For a list of all the Bowie Restaurant Project reviews, look here.

Boston Market, 1070 Maryland Route 3 North, Gambrills
Most Recent Foursquare Check-in: 5/5/2012
Total Foursquare Check-ins: 5
Pre-Foursquare Visits: Yes
Rating: 3.5 out of 5 stars

As a reminder, as a supplement to my project of reviewing every restaurant in Bowie, I have a "Beyond Bowie" series capturing the types of restaurants that Bowie should have, but doesn't. The first entry was inadvertently, retroactively, Rip's, after I learned it was just outside of city limits. The second entry is Boston Market.

I hear you saying, "Really, Jon? Is that what Bowie desperately needs, a Boston Market?" No. Bowie needs a Peruvian chicken restaurant. But I'll settle for a Boston Market.

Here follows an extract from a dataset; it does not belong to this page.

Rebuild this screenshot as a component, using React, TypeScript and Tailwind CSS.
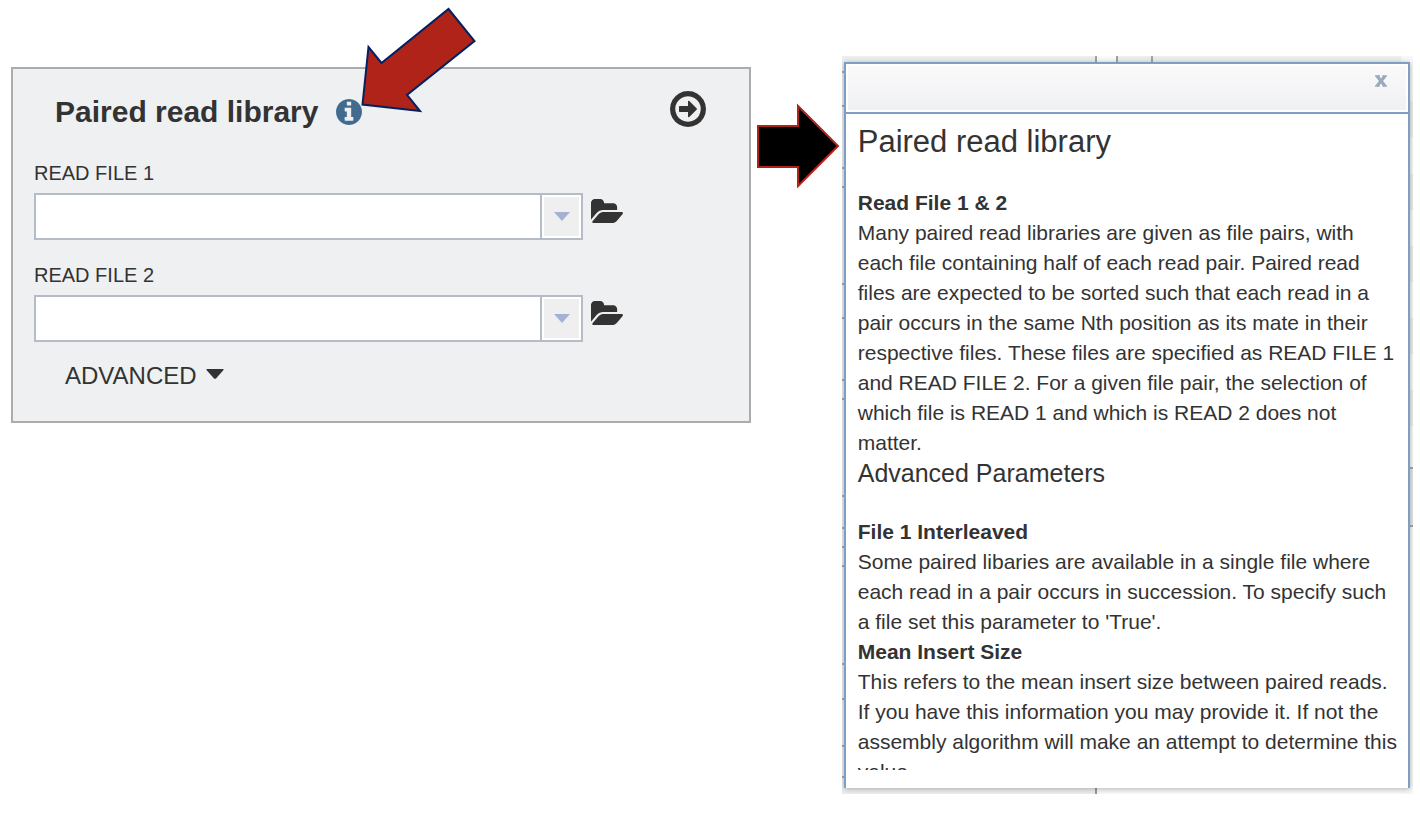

The ability to get healthier-than-normal food is a definite plus with Boston Market, which is a cut above Wendy's. What really sells Boston Market, though, is that you can go there and get a family-style meal. For around $20, you can bring home a whole roasted chicken and sides for your family (or for your smaller grouping to have with leftovers). Sure, you can cook it yourself cheaper, but if you had time to do that, you wouldn't be at Boston Market, would you?

The "Gambrills" location (just north of Crofton on Rte. 3) has the added bonus of having a drive-thru, so you don't even have to drag the kids out of the car to get your chicken fix.

If you are in Bowie, aside from the obvious option of heading north for 10 minutes to Crofton/Gambrills, you're reduced to heading to grocery store to pick up a roasted chicken. And if you're going to do that, you might as well actually get ingredients and cook some food. Nobody really wants that, do they?